I chose Two Girls, Fat and Thin for our book club (The League of Unreliable Narrators, aka #Chicagiforifiction) because I hadn't read any Mary Gaitskill, and I'd heard good things about both this, her debut novel, and her breakout short story collection, Bad Behavior. I didn't know much except that it had some pretty explicit S&M, and was partially about an Ayn Rand-like writer and political thinker named Anna Granite. So, off we went into the woods of self-hate and Definitism.
To start with, the Rand stuff is on the nose, so literally ported from both the literature and the beliefs of the most revered saint among American assholes, it could only have been changed in name due to threats of lawsuit. I would have loved if Gaitskill had tweaked the mythology a bit, but it's pretty much a 1:1 conversion.
With that as a backdrop, we get the account of Dorothy Never (born Dorothy Footie), a devout follower of Anna Granite, and journalist Justine Shade, who is working on an expose of the since-repudiated Definitist movement.
This is all in the first 30 pages. The two have a meeting, and it's clear that 1. Justine isn't in it to show the world how misunderstood the poor Definitists are, and 2. Dorothy thinks that's exactly what Justine is doing. They leave with those contrasting thoughts in their head, and that's the last of the present we see for quite some time.
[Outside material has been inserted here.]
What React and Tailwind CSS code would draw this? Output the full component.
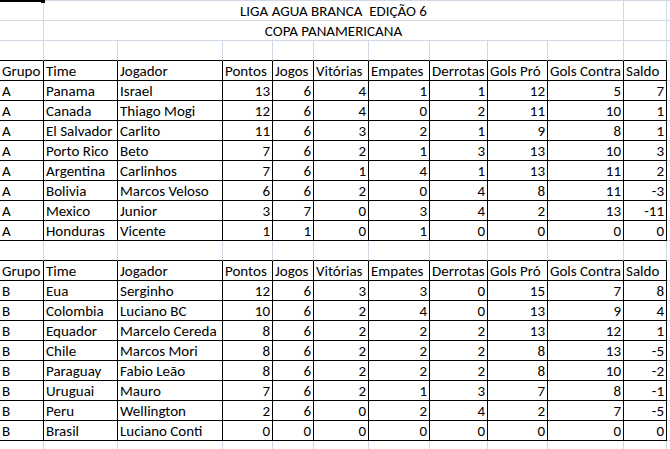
import React from 'react';

const widths = ['w-[44px]', 'w-[74px]', 'w-[105px]', 'w-[50px]', 'w-[41px]', 'w-[55px]', 'w-[61px]', 'w-[58px]', 'w-[60px]', 'w-[76px]', 'w-[43px]'];

const header = ['Grupo', 'Time', 'Jogador', 'Pontos', 'Jogos', 'Vitórias', 'Empates', 'Derrotas', 'Gols Pró', 'Gols Contra', 'Saldo'];

const grupoA = [
  ['A', 'Panama', 'Israel', 13, 6, 4, 1, 1, 12, 5, 7],
  ['A', 'Canada', 'Thiago Mogi', 12, 6, 4, 0, 2, 11, 10, 1],
  ['A', 'El Salvador', 'Carlito', 11, 6, 3, 2, 1, 9, 8, 1],
  ['A', 'Porto Rico', 'Beto', 7, 6, 2, 1, 3, 13, 10, 3],
  ['A', 'Argentina', 'Carlinhos', 7, 6, 1, 4, 1, 13, 11, 2],
  ['A', 'Bolivia', 'Marcos Veloso', 6, 6, 2, 0, 4, 8, 11, -3],
  ['A', 'Mexico', 'Junior', 3, 7, 0, 3, 4, 2, 13, -11],
  ['A', 'Honduras', 'Vicente', 1, 1, 0, 1, 0, 0, 0, 0],
];

const grupoB = [
  ['B', 'Eua', 'Serginho', 12, 6, 3, 3, 0, 15, 7, 8],
  ['B', 'Colombia', 'Luciano BC', 10, 6, 2, 4, 0, 13, 9, 4],
  ['B', 'Equador', 'Marcelo Cereda', 8, 6, 2, 2, 2, 13, 12, 1],
  ['B', 'Chile', 'Marcos Mori', 8, 6, 2, 2, 2, 8, 13, -5],
  ['B', 'Paraguay', 'Fabio Leão', 8, 6, 2, 2, 2, 8, 10, -2],
  ['B', 'Uruguai', 'Mauro', 7, 6, 2, 1, 3, 7, 8, -1],
  ['B', 'Peru', 'Wellington', 2, 6, 0, 2, 4, 2, 7, -5],
  ['B', 'Brasil', 'Luciano Conti', 0, 0, 0, 0, 0, 0, 0, 0],
];

// plain grid row (no table borders), optionally with black bottom line
const BlankRow = ({ blackBottom }) => (
  <div className="flex h-[20px]">
    {widths.map((w, i) => (
      <div
        key={i}
        className={`${w} shrink-0 border-r border-r-[#d0d7e5] border-b ${blackBottom ? 'border-b-black' : 'border-b-[#d0d7e5]'}`}
      />
    ))}
    <div className="flex-1 border-b border-b-[#d0d7e5]" />
  </div>
);

const TableRow = ({ cells, isHeader }) => (
  <div className="flex h-[20px]">
    {cells.map((c, i) => {
      const numeric = !isHeader && i > 2;
      return (
        <div
          key={i}
          className={`${widths[i]} shrink-0 border-r border-b border-black overflow-hidden whitespace-nowrap leading-[20px] ${numeric ? 'text-right pr-[2px]' : 'text-left pl-[2px]'}`}
        >
          {c}
        </div>
      );
    })}
    <div className="flex-1 border-b border-b-[#d0d7e5]" />
  </div>
);

const TitleRow = ({ text }) => (
  <div className="flex h-[20px]">
    <div className="w-[44px] shrink-0 border-r border-b border-[#d0d7e5]" />
    <div className="w-[580px] shrink-0 border-r border-b border-[#d0d7e5] text-center leading-[20px] whitespace-pre">
      {text}
    </div>
    <div className="w-[43px] shrink-0 border-r border-b border-[#d0d7e5]" />
    <div className="flex-1 border-b border-b-[#d0d7e5]" />
  </div>
);

export default function App() {
  return (
    <div
      className="relative w-[670px] h-[449px] overflow-hidden bg-white text-black text-[15px]"
      style={{ fontFamily: 'Carlito, Calibri, Lato, sans-serif' }}
    >
      <div className="h-px bg-[#d0d7e5]" />
      <TitleRow text="LIGA AGUA BRANCA  EDIÇÃO 6" />
      <TitleRow text="COPA PANAMERICANA" />
      <BlankRow blackBottom />
      <TableRow cells={header} isHeader />
      {grupoA.map((r, i) => (
        <TableRow key={i} cells={r} />
      ))}
      <BlankRow blackBottom />
      <TableRow cells={header} isHeader />
      {grupoB.map((r, i) => (
        <TableRow key={i} cells={r} />
      ))}
      <BlankRow />

      {/* selection border of the cell above, with fill handle */}
      <div className="absolute left-0 top-0 w-[41px] h-[2px] bg-black" />
      <div className="absolute left-[41px] top-0 w-[4px] h-[3px] bg-black" />
    </div>
  );
}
Gaitskill sends us back 18 to 20 years, to the childhoods of both Dorothy and Justine, in a long, long, LONG section intended to give the background of how these two people became who they are. Both are both victims of abuse (Justine was molested by a friend of her father's; Dorothy by her own father, repeatedly, for years), and both spent time not only as victim but also as aggressor. The book is full of long, lurid, disquieting sections about the brutality of girl cliques, everyone either tormenting physically or emotionally, often to the point of suicide or relocation to a new school. Gaitskill is unforgiving here, and the girls' childhoods, which often blur together (on purpose, I suspect), are full of domineering fathers, heaps of abuse, and coping mechanisms that often include transferring that abuse to people even weaker. And not only is it hard reading, there is a LOT of it. It wouldn't have taken more than adding a hundred extra pages to cut this section out of the novel and making it its own gruesome little coming-of-age novel.
With this much riding on the past, I assumed that, as we return to the present, Gaitskill would use all this fuel like a rocket booster, the pain and loathing of the past guiding the decisions of the present day.
But she never really does. Whether disinterest in the subject or simply the pacing issues of a debut novel, the two parts never really join together. As such, all of the fuel Gaitskill has poured in doesn't fire the rocket into the stratosphere, but causes it to explode on the launch pad.
The interview continues, and Dorothy begins to obsess over Justine and how her article will return Definitism to its rightful place in American thought -- even though Anna Granite has been dead for several years, Dorothy is still a true believer -- while Justine finds herself embroiled in an increasingly dangerous sexual relationship. The S&M sections are gnarly and emphatically in violation of The Rules, so to speak. When the article on Definitism is published, Dorothy reads it, and she isn't happy. Her final encounter with Justine comprises the fever-pitched conclusion to the book. Of that, I won't say any more.
There was a lot I liked here. Despite the explicitness of the coming-of-age section, and its absurd length, I can't think of too many books that have really poked that deep into the heart of adolescent anger and barbarism. If this doesn't look like how you remember junior high and high school, congratulations on having a much better adjusted childhood than I did. Gaitskill shows the ease in which kids, in search of their identity and seeking a step up in the pecking order, fall easily into prejudice, bullying, conformity, and close-mindedness. It wasn't pretty, but I didn't find it lurid or unrealistic, either.
The place where it really falls down is connecting this to the rest of the book. The Definitism article Justine writes is comedically histrionic -- what paper would allow a part-time freelancer with few credits to her name to write a full-length expose of a major political movement more or less unsupervised? The sections we read over Dorothy's shoulder have the marks of an amateur hack, going for easy comparison's like "an encapsulation of the right-wing id gone mad." I mean, fair enough, but where's the *craft*? It doesn't ring true, unless it's meant to be a half-assed expose. As for the resolution, I was surprised at how sudden it was. After the elongated explanations throughout the book, all the development of motives and shared histories, the last 15 pages have the feel of "five minutes until pencils down, class." It just lands with a wet thud. It doesn't belong as the cap to such an otherwise potent, if uneven, narrative. The writing is tremendous (and even funny, on occasion) everywhere but at the very end.
I can't say I entirely enjoyed this (and I don't expect I'll ever read it again), but I admired an awful lot of it, even if I did so with fingers half over my eyes. It's a rough go, but its biggest sin is that it doesn't really do all that much with all the atrocity. We had a lot to discuss at our book club (including W's great tagline: "At last, the book the answers the age-old question, 'What Kind of Sick Fuck Reads Ayn Rand?'"), but nobody really came away feeling very good about the whole thing.